O último alarme veio quando xiitas começaram a gritar que haviam homens-bombas infiltrados na multidão. A tragédia foi a pior desde a invasão americana, em 2003. Foi também o segundo incidente em números de vítimas em procissões islâmicas. Em 1990, a dispersão descontrolada de peregrinos em Meca matou 1.426 pessoas.
Na confusão de ontem, as grades da ponte se romperam levando centenas de pessoas à água. Além disso, barricadas de arame farpado encontravam-se no local, causando congestionamento. Ao caírem no rio, os peregrinos foram atolados por barreiras de concreto que cederam da estrutura. Autoridades investigam, além da origem do boato, prováveis defeitos técnicos na estrutura.
- A tragédia vai deixar uma cicatriz em nossas almas e será lembrada junto com os que morreram vítimas de atos terroristas - declarou o presidente iraquiano Jalal Talabani.
A marcha de ontem celebrava o martírio do Imã Moussa al- Khadem, importante líder enterrado na mesquita de Khadimiya. A ponte que leva ao local estava fechada há meses e foi reaberta para a que os fiéis fizessem a travessia, descalços, como manda a tradição. Ela separa a cidade da sunita Adhamiyah da xiita Khadimiya. Ambas têm em comum terem templos importantes.
A festa xiita havia sido proibida no regime de Saddam Hussein e, este ano, era aguardada com expectativa, por simbolizar o novo governo, que tem o grupo à frente.
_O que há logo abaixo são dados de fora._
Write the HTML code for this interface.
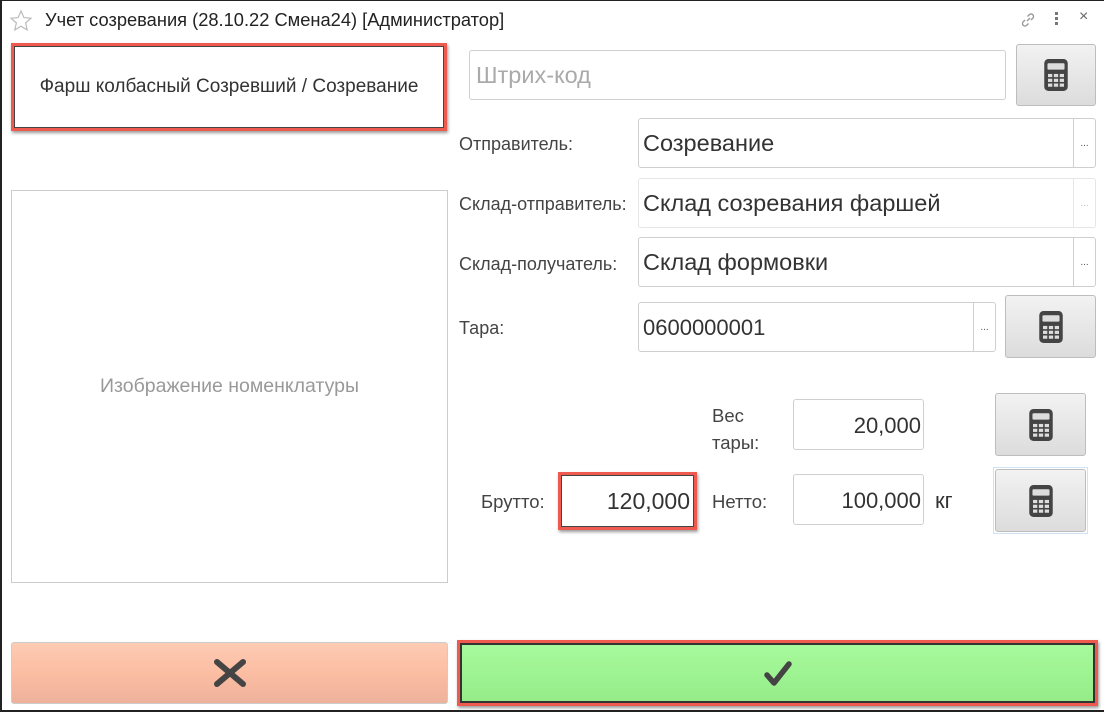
<!DOCTYPE html>
<html><head><meta charset="utf-8">
<style>
*{box-sizing:border-box;margin:0;padding:0}
body{width:1104px;height:712px;background:#fff;font-family:"Liberation Sans","Noto Sans CJK SC",sans-serif;position:relative;overflow:hidden;color:#333}
.a{position:absolute}
.win{left:0;top:0;width:1104px;height:712px;border-left:2px solid #222;border-top:1px solid #222;border-bottom:2px solid #222}
.inp{position:absolute;border:1px solid #cfcfcf;border-radius:3px;background:#fff}
.btn{position:absolute;border:1px solid #bdbdbd;border-radius:3px;background:linear-gradient(#f2f2f2,#dcdcdc);display:flex;align-items:center;justify-content:center}
.lbl{position:absolute;font-size:18px;color:#444;white-space:nowrap}
.big{font-size:23.5px;color:#333;position:absolute;left:4px;white-space:nowrap}
.dots{position:absolute;right:0;top:0;bottom:0;width:22px;border-left:1px solid #cfcfcf;font-size:10px;color:#555;text-align:center}
</style></head><body>
<div class="a win"></div>
<svg class="a" style="left:9px;top:9px" width="24" height="24" viewBox="0 0 24 24"><path d="M12 2l2.9 6.6 7.1.6-5.4 4.7 1.6 7-6.2-3.7-6.2 3.7 1.6-7L2 9.2l7.1-.6z" fill="none" stroke="#bbb" stroke-width="1.2"/></svg>
<div class="a" style="left:45px;top:9px;font-size:18.3px;color:#222;white-space:nowrap">Учет созревания (28.10.22 Смена24) [Администратор]</div>
<svg class="a" style="left:1019px;top:11px" width="18" height="18" viewBox="0 0 18 18"><path d="M8 10l3-3M6 9l-2 2a2.5 2.5 0 0 0 3.5 3.5l2-2M12 9l2-2a2.5 2.5 0 0 0-3.5-3.5l-2 2" fill="none" stroke="#999" stroke-width="1.4"/></svg>
<div class="a" style="left:1055px;top:12px;width:3px"><div style="width:3px;height:3px;background:#777;margin-bottom:2px"></div><div style="width:3px;height:3px;background:#777;margin-bottom:2px"></div><div style="width:3px;height:3px;background:#777"></div></div>
<div class="a" style="left:1079px;top:8px;font-size:16px;color:#666">×</div>

<div class="a" style="left:11px;top:43px;width:436px;height:88px;border:3px solid #ef5a4e;box-shadow:inset 0 0 0 1px #444,1px 2px 3px rgba(0,0,0,.4);display:flex;align-items:center;justify-content:center;font-size:19px;color:#333;white-space:nowrap">Фарш колбасный Созревший / Созревание</div>

<div class="inp" style="left:469px;top:50px;width:537px;height:50px"><span class="big" style="top:11px;left:6px;color:#aaa">Штрих-код</span></div>
<div class="btn" style="left:1016px;top:44px;width:80px;height:62px"><svg width="24" height="32" viewBox="0 0 22 30"><rect width="22" height="30" rx="4" fill="#444"/><rect x="3" y="4" width="16" height="6" rx="1" fill="#ddd"/><g fill="#ddd"><rect x="3.5" y="14" width="4" height="3"/><rect x="9" y="14" width="4" height="3"/><rect x="14.5" y="14" width="4" height="3"/><rect x="3.5" y="18.5" width="4" height="3"/><rect x="9" y="18.5" width="4" height="3"/><rect x="14.5" y="18.5" width="4" height="3"/><rect x="3.5" y="23" width="4" height="3"/><rect x="9" y="23" width="4" height="3"/><rect x="14.5" y="23" width="4" height="3"/></g></svg></div>

<div class="lbl" style="left:459px;top:134px">Отправитель:</div>
<div class="inp" style="left:638px;top:118px;width:458px;height:50px"><span class="big" style="top:11px">Созревание</span><div class="dots" style="line-height:50px">...</div></div>
<div class="lbl" style="left:459px;top:194px">Склад-отправитель:</div>
<div class="inp" style="left:638px;top:178px;width:458px;height:50px;border-color:#e6e6e6"><span class="big" style="top:11px">Склад созревания фаршей</span><div class="dots" style="line-height:50px;border-color:#e6e6e6;color:#bbb">...</div></div>
<div class="lbl" style="left:459px;top:254px">Склад-получатель:</div>
<div class="inp" style="left:638px;top:237px;width:458px;height:50px"><span class="big" style="top:11px">Склад формовки</span><div class="dots" style="line-height:50px">...</div></div>
<div class="lbl" style="left:459px;top:318px">Тара:</div>
<div class="inp" style="left:638px;top:302px;width:358px;height:50px"><span class="big" style="top:12px;font-size:22px">0600000001</span><div class="dots" style="line-height:50px">...</div></div>
<div class="btn" style="left:1005px;top:295px;width:91px;height:63px"><svg width="24" height="32" viewBox="0 0 22 30"><rect width="22" height="30" rx="4" fill="#444"/><rect x="3" y="4" width="16" height="6" rx="1" fill="#ddd"/><g fill="#ddd"><rect x="3.5" y="14" width="4" height="3"/><rect x="9" y="14" width="4" height="3"/><rect x="14.5" y="14" width="4" height="3"/><rect x="3.5" y="18.5" width="4" height="3"/><rect x="9" y="18.5" width="4" height="3"/><rect x="14.5" y="18.5" width="4" height="3"/><rect x="3.5" y="23" width="4" height="3"/><rect x="9" y="23" width="4" height="3"/><rect x="14.5" y="23" width="4" height="3"/></g></svg></div>

<div class="a" style="left:11px;top:190px;width:437px;height:393px;border:1px solid #ccc;display:flex;align-items:center;justify-content:center;font-size:19.5px;color:#999;white-space:nowrap">Изображение номенклатуры</div>

<div class="lbl" style="left:712px;top:402px;line-height:27px;font-size:18.5px">Вес<br>тары:</div>
<div class="inp" style="left:793px;top:399px;width:131px;height:51px;text-align:right;padding-right:2px;font-size:22px;line-height:51px">20,000</div>
<div class="btn" style="left:995px;top:393px;width:91px;height:63px"><svg width="24" height="32" viewBox="0 0 22 30"><rect width="22" height="30" rx="4" fill="#444"/><rect x="3" y="4" width="16" height="6" rx="1" fill="#ddd"/><g fill="#ddd"><rect x="3.5" y="14" width="4" height="3"/><rect x="9" y="14" width="4" height="3"/><rect x="14.5" y="14" width="4" height="3"/><rect x="3.5" y="18.5" width="4" height="3"/><rect x="9" y="18.5" width="4" height="3"/><rect x="14.5" y="18.5" width="4" height="3"/><rect x="3.5" y="23" width="4" height="3"/><rect x="9" y="23" width="4" height="3"/><rect x="14.5" y="23" width="4" height="3"/></g></svg></div>

<div class="lbl" style="left:481px;top:491px;font-size:18.5px">Брутто:</div>
<div class="a" style="left:558px;top:472px;width:139px;height:58px;border:3px solid #ef5a4e;box-shadow:inset 0 0 0 1px #444,1px 2px 3px rgba(0,0,0,.4);text-align:right;padding-right:4px;font-size:23px;line-height:52px;color:#333">120,000</div>
<div class="lbl" style="left:712px;top:491px;font-size:18.5px">Нетто:</div>
<div class="inp" style="left:793px;top:474px;width:131px;height:51px;text-align:right;padding-right:2px;font-size:22px;line-height:51px">100,000</div>
<div class="lbl" style="left:935px;top:488px;font-size:22px;color:#333">кг</div>
<div class="a" style="left:993px;top:467px;width:95px;height:67px;border:1px solid #cfe3f7"></div>
<div class="btn" style="left:995px;top:469px;width:91px;height:63px"><svg width="24" height="32" viewBox="0 0 22 30"><rect width="22" height="30" rx="4" fill="#444"/><rect x="3" y="4" width="16" height="6" rx="1" fill="#ddd"/><g fill="#ddd"><rect x="3.5" y="14" width="4" height="3"/><rect x="9" y="14" width="4" height="3"/><rect x="14.5" y="14" width="4" height="3"/><rect x="3.5" y="18.5" width="4" height="3"/><rect x="9" y="18.5" width="4" height="3"/><rect x="14.5" y="18.5" width="4" height="3"/><rect x="3.5" y="23" width="4" height="3"/><rect x="9" y="23" width="4" height="3"/><rect x="14.5" y="23" width="4" height="3"/></g></svg></div>

<div class="a" style="left:11px;top:642px;width:437px;height:62px;border:1px solid #ccc;border-radius:3px;background:linear-gradient(#fdcbb3,#fbbea3 50%,#eeb19b);display:flex;align-items:center;justify-content:center"><svg width="34" height="28" viewBox="0 0 34 28"><path d="M4 3l26 22M30 3L4 25" stroke="#444" stroke-width="6" stroke-linecap="round"/></svg></div>
<div class="a" style="left:457px;top:640px;width:641px;height:66px;border:3px solid #ef5a4e;box-shadow:inset 0 0 0 2px #333,1px 2px 3px rgba(0,0,0,.4);background:linear-gradient(#a8fa9c,#94ec88);display:flex;align-items:center;justify-content:center"><svg width="30" height="26" viewBox="0 0 30 26"><path d="M4 15l7 8L26 4" fill="none" stroke="#444" stroke-width="5.5" stroke-linecap="round" stroke-linejoin="round"/></svg></div>
</body></html>
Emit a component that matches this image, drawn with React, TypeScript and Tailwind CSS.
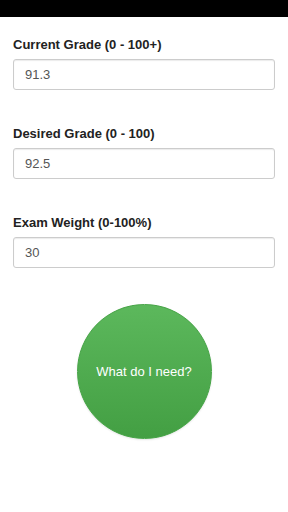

Entretanto, o dia escancarou o cenário violento e de ruptura que assola o país, tendo no conflito entre xiitas e sunitas um impasse para sua reconstrução
O primeiro-ministro, Ibrahim al-Jaafari, que anunciou três dias de luto, tentou acalmar a população, pedindo que os iraquianos sejam ''pacientes com as circunstâncias atuais'' e conclamou xiitas, sunitas e cristãos a ''pensarem a favor do Iraque''.
Mais tarde, no entanto, seu discurso mudou de tom:
- Sentimos que houve um esforço para provocar e disseminar um conflito. Não há dúvidas de que essa operação terrorista não difere do ataque anterior - declarou à TV estatal.
Para o ministro da Defesa, o sunita Al-Dulaimi, no entanto, as únicas pessoas a morrerem pelas mãos de insurgentes foram as sete atingidas pelos morteiros:
- O que aconteceu não tem ligação nenhuma com a tensão sectária - disse à TV iraquiana, referindo-se ao confronto étnico entre sunitas e xiitas. Segundo o ministro, a segurança foi reforçada desde a semana passada em Bagdá e em cidades do Sul, no conhecido Triângulo da Morte, para proteger os fiéis.
- Quem atirou os morteiros? Quem disseminou o pânico na ponte? - perguntou o ministro da Saúde, Abdul Mutalib Mohammad Ali, referindo-se aos sunitas. Líderes do grupo, por sua vez, enviaram condolências às famílias das vítimas e pediram calma.
- Essa é a mais chocante e terrível tragédia iniciada pelo terrorismo e numa escala que quase desafia a imaginação - declarou o ministro das Relações Exteriores do Reino Unido, Jack Straw.